Friday 15 April 2022

Review: London, With Love

London, With Love London, With Love by Sarra Manning
My rating: 4 of 5 stars

This book starts in 1986 and covers a twenty year on-off friendship between Jennifer and Nick. First off, it physically pained me to tag this as historical when much of it is an anthem to my own youth.

In 1986 Jennifer starts studying for her A levels at Barnet College, after being bullied mercilessly at school by the mean girls she is determined to reinvent herself and find some friends. Nick is an impossibly good-looking, too-cool-for-school, student in her English class, full of pretension and knowing smirks. At first they cordially dislike each other, until a chance meeting at a gig, when Nick helps Jen out of a bind, creates a tentative friendship. Jen thinks she's playing it cool and no-one knows she fancies her best friend, she even manages to be friendly with the series of ethereal blondes that Nick dates, until an overheard conversation at Jen's 18th birthday party reveals that she's fooling no-one. So ends a beautiful friendship, one in which Nick and Jen knew each other better than anyone else.

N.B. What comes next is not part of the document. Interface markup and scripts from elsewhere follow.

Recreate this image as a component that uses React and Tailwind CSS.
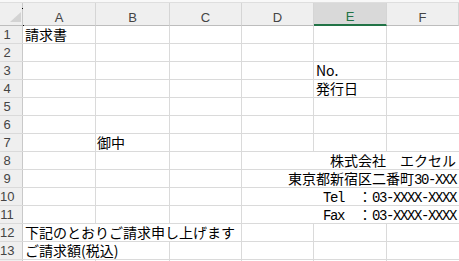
import clsx from 'clsx';

// Excel-like sheet: 請求書 template
const jp = "font-['Noto_Sans_CJK_JP','Noto_Sans_CJK_SC',sans-serif]";
const mono = "font-['Liberation_Mono','DejaVu_Sans_Mono',monospace] tracking-[-1.4px]";

function Cell({ w, line = true, className = '', children }) {
  return (
    <div
      className={clsx(
        'h-full shrink-0 whitespace-nowrap text-[14px] leading-[17px] text-black',
        jp,
        w,
        line && 'border-r border-[#dadada]',
        className
      )}
    >
      {children}
    </div>
  );
}

function Row({ n, children }) {
  return (
    <div className="flex h-[18px] border-b border-[#dadada]">
      <div className="w-[23px] shrink-0 border-r border-[#c9c9c9] bg-[#efefef] pr-[8px] text-center font-['Liberation_Sans',sans-serif] text-[13px] leading-[17px] text-[#444]">
        {n}
      </div>
      {children}
    </div>
  );
}

function EmptyCells({ from = 'A' }) {
  const all = [
    ['A', 'w-[73px]'],
    ['B', 'w-[74px]'],
    ['C', 'w-[72px]'],
    ['D', 'w-[72px]'],
    ['E', 'w-[73px]'],
  ];
  const start = all.findIndex((c) => c[0] === from);
  return (
    <>
      {all.slice(start).map(([k, w]) => (
        <Cell key={k} w={w} />
      ))}
      <Cell w="flex-1" line={false} />
    </>
  );
}

function HeaderCell({ w, active, children }) {
  return (
    <div
      className={clsx(
        "flex h-full shrink-0 items-end justify-center border-r border-[#d5d5d5] font-['Liberation_Sans',sans-serif] text-[13px] leading-[14px]",
        w,
        active
          ? 'border-b-2 border-b-[#217346] bg-[#d9d9d9] text-[#217346]'
          : 'border-b border-b-[#bdbdbd] bg-[#efefef] text-[#444]'
      )}
    >
      {children}
    </div>
  );
}

export default function App() {
  return (
    <div className="relative h-[261px] w-[459px] overflow-hidden bg-white">
      <div className="h-[3px] border-b border-[#dedede] bg-[#f8f8f8]" />

      {/* column headers */}
      <div className="flex h-[23px]">
        <div className="flex h-full w-[23px] shrink-0 items-end justify-end border-r border-b border-r-[#c9c9c9] border-b-[#bdbdbd] bg-[#efefef] pr-px pb-[3px]">
          <svg width="11" height="10" viewBox="0 0 11 10">
            <polygon points="11,0 11,10 0,10" fill="#d3d3d3" />
          </svg>
        </div>
        <HeaderCell w="w-[73px]">A</HeaderCell>
        <HeaderCell w="w-[74px]">B</HeaderCell>
        <HeaderCell w="w-[72px]">C</HeaderCell>
        <HeaderCell w="w-[72px]">D</HeaderCell>
        <HeaderCell w="w-[73px]" active>E</HeaderCell>
        <HeaderCell w="flex-1">F</HeaderCell>
      </div>

      <Row n={1}>
        <Cell w="w-[73px]" className="pl-[2px]">請求書</Cell>
        <EmptyCells from="B" />
      </Row>
      <Row n={2}>
        <EmptyCells />
      </Row>
      <Row n={3}>
        <Cell w="w-[73px]" />
        <Cell w="w-[74px]" />
        <Cell w="w-[72px]" />
        <Cell w="w-[72px]" />
        <Cell w="w-[73px]" className="pl-[2px]">No.</Cell>
        <Cell w="flex-1" line={false} />
      </Row>
      <Row n={4}>
        <Cell w="w-[73px]" />
        <Cell w="w-[74px]" />
        <Cell w="w-[72px]" />
        <Cell w="w-[72px]" />
        <Cell w="w-[73px]" className="pl-[2px]">発行日</Cell>
        <Cell w="flex-1" line={false} />
      </Row>
      <Row n={5}>
        <EmptyCells />
      </Row>
      <Row n={6}>
        <EmptyCells />
      </Row>
      <Row n={7}>
        <Cell w="w-[73px]" />
        <Cell w="w-[74px]" className="pl-px">御中</Cell>
        <EmptyCells from="C" />
      </Row>
      <Row n={8}>
        <Cell w="w-[73px]" />
        <Cell w="w-[74px]" />
        <Cell w="w-[72px]" />
        <Cell w="flex-1" line={false} className="pr-[3px] text-right">
          株式会社　エクセル
        </Cell>
      </Row>
      <Row n={9}>
        <Cell w="w-[73px]" />
        <Cell w="w-[74px]" />
        <Cell w="w-[72px]" />
        <Cell w="flex-1" line={false} className="pr-[3px] text-right">
          東京都新宿区二番町<span className={mono}>30-XXX</span>
        </Cell>
      </Row>
      <Row n={10}>
        <Cell w="w-[73px]" />
        <Cell w="w-[74px]" />
        <Cell w="w-[72px]" />
        <Cell w="flex-1" line={false} className="pr-[3px] text-right">
          <span className={mono}>Tel</span>　：<span className={mono}>03-XXXX-XXXX</span>
        </Cell>
      </Row>
      <Row n={11}>
        <Cell w="w-[73px]" />
        <Cell w="w-[74px]" />
        <Cell w="w-[72px]" />
        <Cell w="flex-1" line={false} className="pr-[3px] text-right">
          <span className={mono}>Fax</span>　：<span className={mono}>03-XXXX-XXXX</span>
        </Cell>
      </Row>
      <Row n={12}>
        <Cell w="w-[219px]" className="pl-[2px]">下記のとおりご請求申し上げます</Cell>
        <EmptyCells from="D" />
      </Row>
      <Row n={13}>
        <Cell w="w-[147px]" className="pl-[2px]">ご請求額(税込)</Cell>
        <EmptyCells from="C" />
      </Row>
      {/* row 14 is only a sliver at the bottom edge */}
      <Row>
        <EmptyCells />
      </Row>

      {/* stray cursor pixels */}
      <div className="absolute left-[22px] top-[8px] h-px w-px bg-black" />
      <div className="absolute left-[23px] top-[25px] h-px w-px bg-black" />
    </div>
  );
}
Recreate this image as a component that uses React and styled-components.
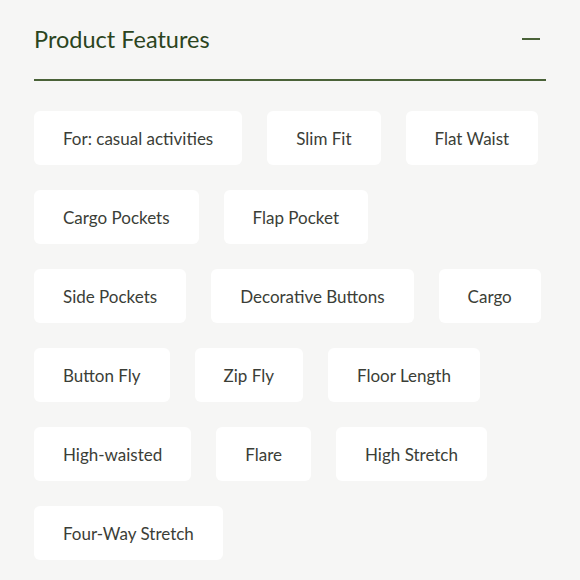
import React, { useState } from 'react';
import styled, { createGlobalStyle } from 'styled-components';

const GlobalStyle = createGlobalStyle`
    body {
        margin: 0;
        background: #f6f6f5;
        font-family: "Lato", "Noto Sans", sans-serif;
    }
`

const features = [
    "For: casual activities",
    "Slim Fit",
    "Flat Waist",
    "Cargo Pockets",
    "Flap Pocket",
    "Side Pockets",
    "Decorative Buttons",
    "Cargo",
    "Button Fly",
    "Zip Fly",
    "Floor Length",
    "High-waisted",
    "Flare",
    "High Stretch",
    "Four-Way Stretch",
]

function App() {
    const [open, setOpen] = useState(true)

    return (
        <>
            <GlobalStyle />
            <Section>
                <Header onClick={() => setOpen(!open)}>
                    <Title>Product Features</Title>
                    <Toggle aria-label="toggle">
                        <svg width="18" height="18" viewBox="0 0 18 18">
                            <line x1="0" y1="9" x2="18" y2="9" stroke="#4a6238" strokeWidth="2" />
                            {!open && <line x1="9" y1="0" x2="9" y2="18" stroke="#4a6238" strokeWidth="2" />}
                        </svg>
                    </Toggle>
                </Header>
                {open &&
                    <ChipList>
                        {features.map((item, index) => (
                            <Chip key={index}>{item}</Chip>
                        ))}
                    </ChipList>
                }
            </Section>
        </>
    )
}
export default App

const Section = styled.section`
    padding: 0 34px;
`

const Header = styled.div`
    display: flex;
    align-items: center;
    justify-content: space-between;
    padding: 25px 0 26px;
    border-bottom: 2px solid #4a6238;
    cursor: pointer;
`

const Title = styled.h2`
    margin: 0;
    font-size: 23.5px;
    line-height: 28px;
    font-weight: 400;
    color: #2b4420;
`

const Toggle = styled.button`
    display: flex;
    background: none;
    border: none;
    padding: 0;
    margin-right: 6px;
    cursor: pointer;
`

const ChipList = styled.div`
    display: flex;
    flex-wrap: wrap;
    gap: 25px;
    padding: 30px 3px 0 0;
`

const Chip = styled.div`
    height: 54px;
    display: flex;
    align-items: center;
    padding: 0 29px;
    background: #ffffff;
    border-radius: 6px;
    font-size: 17px;
    color: #3b3e37;
    white-space: nowrap;
`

Jen and Nick continue to run into each other from time-to-time, through a mutual friend, through work, through partners. Each time their dynamic changes: he's in love with her, but she isn't; he's engaged; she's engaged; and so on. In the background we see so many of the major events that punctuate their lives: the death of Princess Diana; Y2K, 9-11 and so on.

It's interesting, initially I engaged whole-heartedly with Jen. She reminded me of my teenage years, of reinventing myself at A level college, the drinking and smoking and watching bands at Brixton Academy. Then I started to get irritated when she aged but didn't grow up (conveniently forgetting my own misspent twenties), but loved the slow way in which she gradually grew up. On the other hand, I didn't think Nick quite worked as a character, maybe because everything was focused on Jen, sometimes his motivation was a bit cloudy.

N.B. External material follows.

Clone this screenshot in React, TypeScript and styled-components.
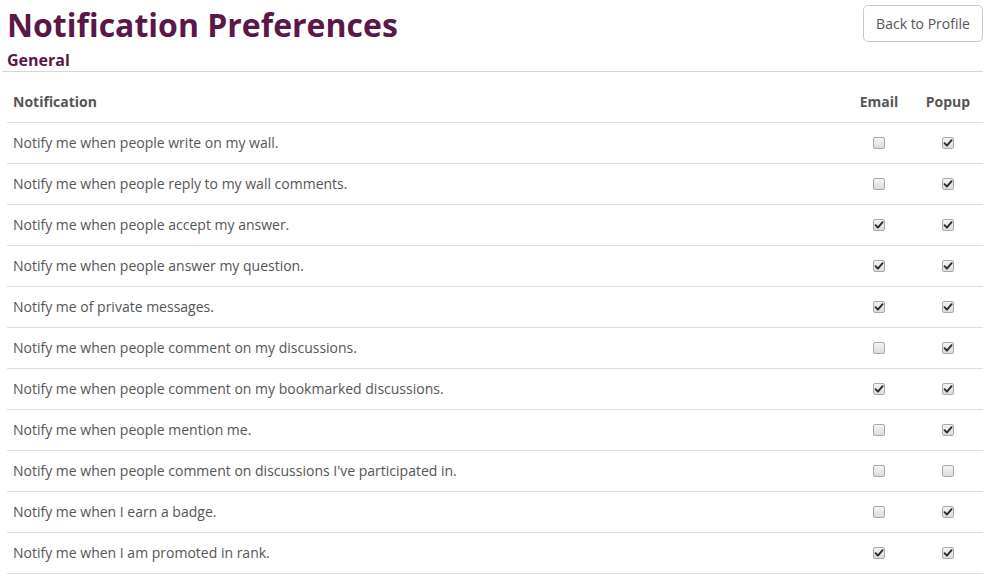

Overall, this novel brought back so many memories: of music, fashion, growing up, and seminal events in history. It was a real trip down Memory Lane, and for those too young to remember back to the 1980s I can assure you that it has that ring of authenticity. I loved how Jen/Jennifer grew emotionally, this is just as much women's fiction as it is romance. It is also an homage to a beautiful city of contradictions.

I received a free copy of this book from the publisher via NetGalley in return for an honest review.